Puis entrent en scène
Yukiko, sa fille, qui demande à son ex amant (poète et détective privé
Richard B.vivant à Los Angeles) de venir au Japon le rechercher.
Alors vont s'entrelacer les pensées, les vies, les sentiments de ces trois personnages, plus celle d'un adolescent, rencontre de hasard,
Akainu.
A travers ce dernier on entre de plein pied dans l'horreur de ce qu'a été Fukushima, le séisme et le tsunami dont on découvre qu'ils ont eu lieu il y a à peine un an. Nous touchons réellement du cœur et de l'imaginaire ce que cette affreuse catastrophe a engendré de douleurs, de misère, de chagrin...
Aïkinu est une sorte de symbole et de concentré de ces vies brisées.
Le talent incroyable de l'auteur fait qu'on ne perd jamais de vue les sentiments, les motivations de chacun des personnages, que les récits s'entre-nouent d'une façon harmonieuse, égale et parfaite vers une conclusion bouleversante, autant pour
Kazehiro devenu
Kaze (ça signifie "
vent" en japonais, est-ce un hasard ?) que pour
Aïkinu (qui me rappelle aussitôt le peuple des
Aïnus, premier occupant de l'archipel, hasard aussi ?) que pour
Richard B. ou
Yukiko.
A travers les réflexions de
Richard B., l'auteur (
Thomas B. Reverdy, français ) livre quelques pensées souvent très drôles sur le Japon dont il admet que la civilisation "
lui demeure encore, à bien des égards, étrangère". Il déclare à un moment que "
nuls comme les Japonais ne savent aussi bien nous faire sentir minables" suite à l'impossibilité d'être jamais quitte de leur politesse.

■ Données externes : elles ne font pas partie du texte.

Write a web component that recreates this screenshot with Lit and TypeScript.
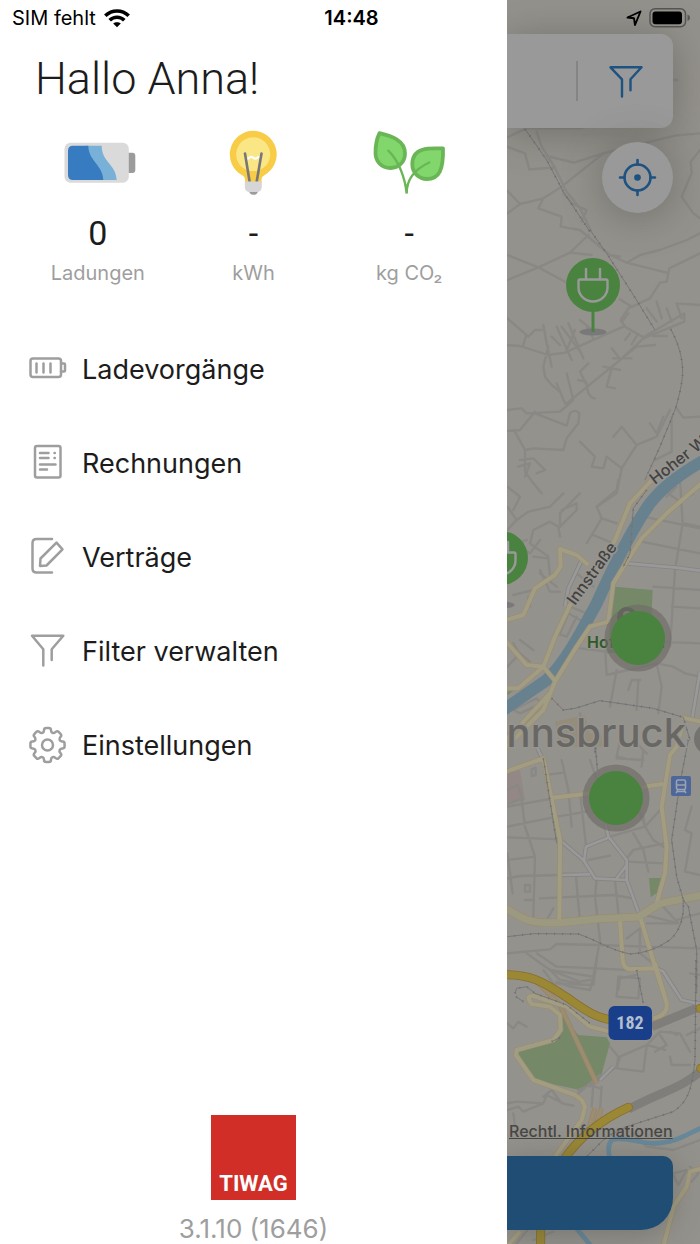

Bref, j'ai beaucoup aimé ce livre, son atmosphère prenante, son charme étrange et poétique.
Un mot de l'auteur :
Auteur français, né en 1974, agrégé de lettres Modernes, s'est servi pour camper son Richard B. du personnage réel de
Richard Brautigan, romancier et poète américain, et c'est au Japon, en 2012, à la villa Kuyojama de Kyoto qu'il a écrit son livre, 1 an après les deux catastrophes, la naturelle du Tohoku (séisme, tsunami) et nucléaire de la centrale de Fukushima. Cette partition en deux catastrophes distinctes rappelle que c'est oute une province, le Tohoku, qui a été touchée et non la seule ville de Fukushima.